Ukraine received $3.72 billion in financial assistance from
the EU -- its largest overseas donor -- between 1991-99.
But the country is still coming to terms with its Soviet
legacy -- including the nuclear accident at Chernobyl in 1986
-- and the EU has criticised government of President Leonid
Kuchma for the lack of political freedoms.
Logistical hurdles
The road to accession is strewn with logistical hurdles as
most EU institutions were designed for a smaller, cosier club.
Accommodating a dozen newcomers, observers say, means a
wholesale rethinking of issues ranging from the size of the
decision-making commission, to how to weigh and allocate votes
and what procedure to follow when tallying those votes.
Othon Anastasakis, a researcher at the London School of
Economics' European Institute, said: "Because there are major
internal problems (within the EU infrastructure), sometimes
the technical part of the negotiations and the technical part
of bringing those countries closer to the EU has been
delayed."
To rectify these problems, representatives from the 15
member governments met in a year-long inter-governmental
conference, which started in February 2000 and established a
blueprint for institutional reform which ended with the
announcement of enlargement of the union from 15 to 25
members.
Another inter-governmental conference will be held in
Germany in 2004 to discuss the next round of constitutional
changes.
Fears over growth
Membership of the EU means instant access to one of the
world's most competitive marketplaces -- 390 million consumers
strong. And for some EU leaders, the benefits of taking on new
members are not clear-cut.
"There is a problem with political will coming from the EU
and that has always been a problem," said Anastasakis. "The
most obvious excuse the EU gives is that there is a wide gap
between the economic and political development of eastern and
western countries."
Those who oppose enlargement cite a number of reasons:
Worries about the impact of cheap labour and goods from new
members' markets; a reluctance to shoulder the added budgetary
burden of an expanded Europe; concerns, especially prevalent
in France, that more members means a smaller portion of the
subsidy pie for domestic farmers in existing EU states.

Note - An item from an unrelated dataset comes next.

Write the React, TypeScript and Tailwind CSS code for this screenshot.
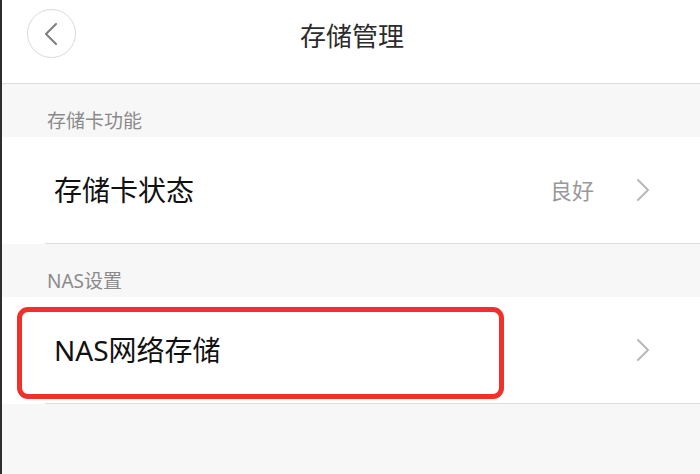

And French President Jacques Chirac's plea before the
German parliament for a "pioneer group" of cutting-edge
European countries able to forge ahead with their own agenda
has heightened uncertainty.
"The EU wants to create a wider, homogeneous Europe," says
Anastasakis. "But when you see voices from France and Germany
calling for a Federal Europe, a multiple-speed Europe, that
means there is less political will to accept those countries
perceived as backwards."
The prospect of membership, however, carries enormous
symbolic weight for many of the candidates.
Toomas Hendrik Ilves, Foreign Minister of Estonia -- a
Baltic nation of 1.4 million people that will join in May 2004
said: "We were cut off from the union by being invaded by the
Soviet Union in 1940 and we have followed the development of
Europe since then without being a part of it."